>> BEGIN

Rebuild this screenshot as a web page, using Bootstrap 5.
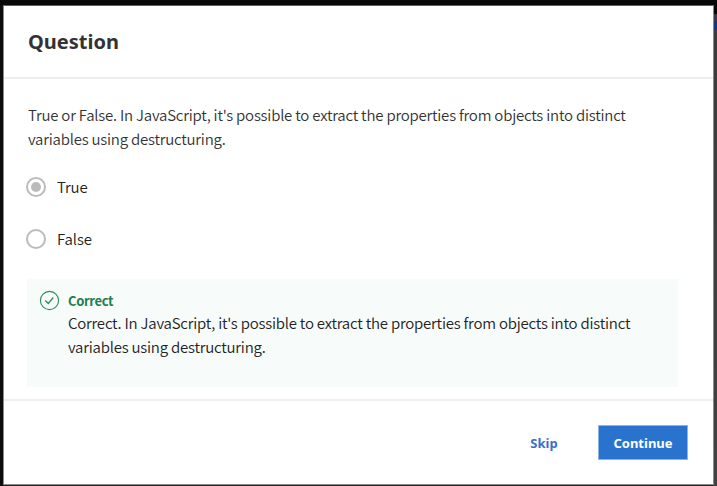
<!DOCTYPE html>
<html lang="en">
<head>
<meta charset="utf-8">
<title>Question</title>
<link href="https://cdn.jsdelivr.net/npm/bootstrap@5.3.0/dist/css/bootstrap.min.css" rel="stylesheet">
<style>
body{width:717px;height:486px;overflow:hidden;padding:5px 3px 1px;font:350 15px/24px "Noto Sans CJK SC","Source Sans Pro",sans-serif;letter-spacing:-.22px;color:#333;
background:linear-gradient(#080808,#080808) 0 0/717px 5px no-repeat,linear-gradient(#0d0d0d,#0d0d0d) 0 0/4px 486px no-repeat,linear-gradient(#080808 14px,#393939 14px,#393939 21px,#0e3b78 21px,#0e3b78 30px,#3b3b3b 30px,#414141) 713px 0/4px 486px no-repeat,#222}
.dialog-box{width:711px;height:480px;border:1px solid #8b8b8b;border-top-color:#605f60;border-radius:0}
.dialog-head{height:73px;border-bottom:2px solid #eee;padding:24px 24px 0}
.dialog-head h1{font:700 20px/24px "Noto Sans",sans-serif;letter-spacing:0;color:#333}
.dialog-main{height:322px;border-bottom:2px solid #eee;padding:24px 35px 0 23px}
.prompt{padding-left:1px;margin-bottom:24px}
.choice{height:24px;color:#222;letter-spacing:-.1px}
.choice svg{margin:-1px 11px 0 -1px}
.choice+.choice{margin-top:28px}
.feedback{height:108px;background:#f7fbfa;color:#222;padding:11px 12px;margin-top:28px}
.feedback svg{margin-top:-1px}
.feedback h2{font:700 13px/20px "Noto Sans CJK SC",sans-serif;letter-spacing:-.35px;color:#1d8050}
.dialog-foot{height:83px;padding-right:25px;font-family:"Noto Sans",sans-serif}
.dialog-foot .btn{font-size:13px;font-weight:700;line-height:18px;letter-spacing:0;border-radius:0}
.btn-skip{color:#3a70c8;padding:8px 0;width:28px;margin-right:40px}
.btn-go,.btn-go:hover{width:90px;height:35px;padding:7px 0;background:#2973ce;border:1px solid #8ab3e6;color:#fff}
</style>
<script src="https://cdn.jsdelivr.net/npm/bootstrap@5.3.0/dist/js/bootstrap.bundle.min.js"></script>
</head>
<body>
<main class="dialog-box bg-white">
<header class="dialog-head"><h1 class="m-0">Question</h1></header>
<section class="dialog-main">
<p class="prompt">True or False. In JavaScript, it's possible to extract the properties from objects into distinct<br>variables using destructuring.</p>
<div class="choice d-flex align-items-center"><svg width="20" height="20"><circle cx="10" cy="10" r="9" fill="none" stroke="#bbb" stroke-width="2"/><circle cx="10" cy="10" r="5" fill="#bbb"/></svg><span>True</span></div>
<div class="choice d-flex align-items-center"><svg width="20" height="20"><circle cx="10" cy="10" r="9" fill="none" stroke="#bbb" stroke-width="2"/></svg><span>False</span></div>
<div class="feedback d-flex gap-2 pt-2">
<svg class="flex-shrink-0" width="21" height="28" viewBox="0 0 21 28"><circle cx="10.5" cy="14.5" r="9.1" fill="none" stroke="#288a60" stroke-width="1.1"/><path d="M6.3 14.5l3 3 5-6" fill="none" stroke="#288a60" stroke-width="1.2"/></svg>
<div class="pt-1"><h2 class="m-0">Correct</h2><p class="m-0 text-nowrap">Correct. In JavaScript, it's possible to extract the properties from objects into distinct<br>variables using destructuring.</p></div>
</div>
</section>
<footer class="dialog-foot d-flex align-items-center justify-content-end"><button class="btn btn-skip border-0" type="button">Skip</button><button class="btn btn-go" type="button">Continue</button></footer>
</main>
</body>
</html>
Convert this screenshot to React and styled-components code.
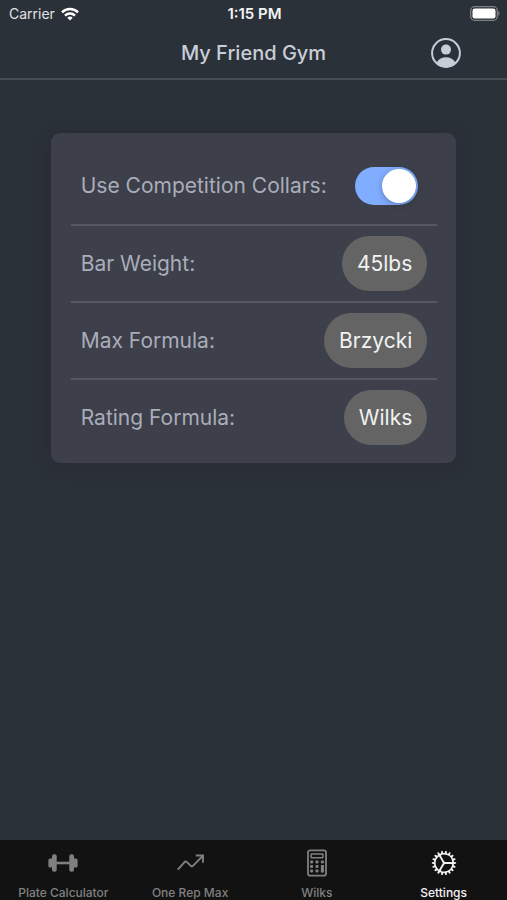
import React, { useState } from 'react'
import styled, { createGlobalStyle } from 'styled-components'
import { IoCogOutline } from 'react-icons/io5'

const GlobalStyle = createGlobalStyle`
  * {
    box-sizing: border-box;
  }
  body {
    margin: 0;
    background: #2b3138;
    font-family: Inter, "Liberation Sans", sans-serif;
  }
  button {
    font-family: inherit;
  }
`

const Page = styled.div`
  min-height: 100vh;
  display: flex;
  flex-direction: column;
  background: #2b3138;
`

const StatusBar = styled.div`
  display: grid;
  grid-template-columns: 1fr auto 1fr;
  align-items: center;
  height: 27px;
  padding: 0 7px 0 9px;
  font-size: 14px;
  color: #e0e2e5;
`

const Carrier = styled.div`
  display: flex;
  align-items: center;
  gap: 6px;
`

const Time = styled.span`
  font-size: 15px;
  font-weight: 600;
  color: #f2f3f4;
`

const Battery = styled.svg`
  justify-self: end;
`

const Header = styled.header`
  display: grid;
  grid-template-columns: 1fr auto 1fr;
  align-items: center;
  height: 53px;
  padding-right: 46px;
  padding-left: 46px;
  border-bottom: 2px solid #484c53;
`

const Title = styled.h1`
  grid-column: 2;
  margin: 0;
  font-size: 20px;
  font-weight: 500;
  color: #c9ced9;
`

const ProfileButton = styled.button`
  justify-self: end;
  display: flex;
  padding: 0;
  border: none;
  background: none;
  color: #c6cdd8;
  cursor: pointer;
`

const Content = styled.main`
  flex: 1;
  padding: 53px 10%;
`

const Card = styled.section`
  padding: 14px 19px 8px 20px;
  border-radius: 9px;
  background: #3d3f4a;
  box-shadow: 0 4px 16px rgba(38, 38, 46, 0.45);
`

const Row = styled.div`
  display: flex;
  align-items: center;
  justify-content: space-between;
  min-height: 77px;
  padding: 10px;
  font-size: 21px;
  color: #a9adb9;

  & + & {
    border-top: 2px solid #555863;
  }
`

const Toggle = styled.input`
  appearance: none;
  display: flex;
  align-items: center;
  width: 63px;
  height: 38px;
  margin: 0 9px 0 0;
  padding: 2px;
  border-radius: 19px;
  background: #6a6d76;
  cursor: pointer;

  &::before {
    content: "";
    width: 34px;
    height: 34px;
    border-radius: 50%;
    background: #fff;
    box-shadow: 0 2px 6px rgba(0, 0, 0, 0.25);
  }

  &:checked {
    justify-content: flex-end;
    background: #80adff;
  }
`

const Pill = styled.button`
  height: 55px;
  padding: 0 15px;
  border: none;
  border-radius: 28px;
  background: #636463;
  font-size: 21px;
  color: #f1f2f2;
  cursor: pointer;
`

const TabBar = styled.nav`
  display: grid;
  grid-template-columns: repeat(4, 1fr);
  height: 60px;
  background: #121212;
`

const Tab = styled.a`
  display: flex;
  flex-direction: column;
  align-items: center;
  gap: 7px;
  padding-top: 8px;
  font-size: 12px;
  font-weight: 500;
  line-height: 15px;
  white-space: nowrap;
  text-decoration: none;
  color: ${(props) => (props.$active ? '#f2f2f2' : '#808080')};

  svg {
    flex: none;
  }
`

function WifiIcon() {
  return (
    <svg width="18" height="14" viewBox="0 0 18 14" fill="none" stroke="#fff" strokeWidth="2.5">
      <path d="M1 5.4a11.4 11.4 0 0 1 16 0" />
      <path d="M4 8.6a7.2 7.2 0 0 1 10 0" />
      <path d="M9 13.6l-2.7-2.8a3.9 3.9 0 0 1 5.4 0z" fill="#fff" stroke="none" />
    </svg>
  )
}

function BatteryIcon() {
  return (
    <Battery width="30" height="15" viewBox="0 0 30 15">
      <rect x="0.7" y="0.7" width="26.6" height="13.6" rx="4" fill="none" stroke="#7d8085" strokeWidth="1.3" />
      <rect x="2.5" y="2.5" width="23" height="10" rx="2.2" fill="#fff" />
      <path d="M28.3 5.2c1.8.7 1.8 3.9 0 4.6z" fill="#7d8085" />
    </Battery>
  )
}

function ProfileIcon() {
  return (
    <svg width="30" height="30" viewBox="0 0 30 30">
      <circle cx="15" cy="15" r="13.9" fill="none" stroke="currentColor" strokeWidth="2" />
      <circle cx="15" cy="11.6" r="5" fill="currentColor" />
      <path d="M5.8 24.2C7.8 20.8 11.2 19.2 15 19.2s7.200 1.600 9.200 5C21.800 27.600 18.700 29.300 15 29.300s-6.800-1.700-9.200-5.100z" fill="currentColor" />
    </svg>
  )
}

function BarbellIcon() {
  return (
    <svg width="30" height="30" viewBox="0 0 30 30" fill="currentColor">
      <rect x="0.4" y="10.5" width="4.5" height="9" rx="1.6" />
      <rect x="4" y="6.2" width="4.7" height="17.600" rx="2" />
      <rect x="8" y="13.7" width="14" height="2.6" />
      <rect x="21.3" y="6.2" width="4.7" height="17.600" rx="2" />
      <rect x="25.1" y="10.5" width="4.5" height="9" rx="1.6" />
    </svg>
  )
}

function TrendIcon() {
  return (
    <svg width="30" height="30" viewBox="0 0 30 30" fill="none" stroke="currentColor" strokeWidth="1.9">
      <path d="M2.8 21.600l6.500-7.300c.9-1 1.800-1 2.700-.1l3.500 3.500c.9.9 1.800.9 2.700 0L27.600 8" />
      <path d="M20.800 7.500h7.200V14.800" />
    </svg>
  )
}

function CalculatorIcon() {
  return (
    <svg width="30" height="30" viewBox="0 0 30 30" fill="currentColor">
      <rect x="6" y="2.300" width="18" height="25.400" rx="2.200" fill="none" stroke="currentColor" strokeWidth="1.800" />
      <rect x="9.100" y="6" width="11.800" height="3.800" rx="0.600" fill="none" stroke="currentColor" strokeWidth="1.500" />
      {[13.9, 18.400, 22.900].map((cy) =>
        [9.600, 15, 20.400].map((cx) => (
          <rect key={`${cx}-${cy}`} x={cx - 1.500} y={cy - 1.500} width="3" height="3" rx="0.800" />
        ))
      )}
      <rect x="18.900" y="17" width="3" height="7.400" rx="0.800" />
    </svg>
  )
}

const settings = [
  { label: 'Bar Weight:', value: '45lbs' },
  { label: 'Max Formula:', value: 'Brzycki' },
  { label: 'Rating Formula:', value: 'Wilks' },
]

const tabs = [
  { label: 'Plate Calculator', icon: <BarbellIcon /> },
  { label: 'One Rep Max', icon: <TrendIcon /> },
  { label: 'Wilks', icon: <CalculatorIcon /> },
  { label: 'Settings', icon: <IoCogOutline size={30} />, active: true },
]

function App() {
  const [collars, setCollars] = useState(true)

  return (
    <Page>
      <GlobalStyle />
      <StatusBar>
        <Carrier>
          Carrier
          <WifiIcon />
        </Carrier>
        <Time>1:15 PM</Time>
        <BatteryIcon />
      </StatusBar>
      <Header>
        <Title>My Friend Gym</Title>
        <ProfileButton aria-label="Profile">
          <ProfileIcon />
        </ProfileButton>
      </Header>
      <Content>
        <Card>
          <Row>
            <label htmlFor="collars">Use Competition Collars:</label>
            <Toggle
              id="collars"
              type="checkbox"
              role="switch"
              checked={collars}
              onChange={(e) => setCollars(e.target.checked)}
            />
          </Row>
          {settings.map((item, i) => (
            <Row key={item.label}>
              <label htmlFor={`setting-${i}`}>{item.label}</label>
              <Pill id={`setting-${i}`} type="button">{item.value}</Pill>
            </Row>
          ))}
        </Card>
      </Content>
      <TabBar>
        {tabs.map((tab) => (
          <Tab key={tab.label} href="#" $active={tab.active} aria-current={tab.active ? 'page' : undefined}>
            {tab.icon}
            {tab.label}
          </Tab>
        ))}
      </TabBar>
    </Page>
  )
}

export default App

>> END

- [What is asked] Using the listing above, show every line that includes the string "screenshot".

- [Result of this exercise]
Rebuild this screenshot as a web page, using Bootstrap 5.
Convert this screenshot to React and styled-components code.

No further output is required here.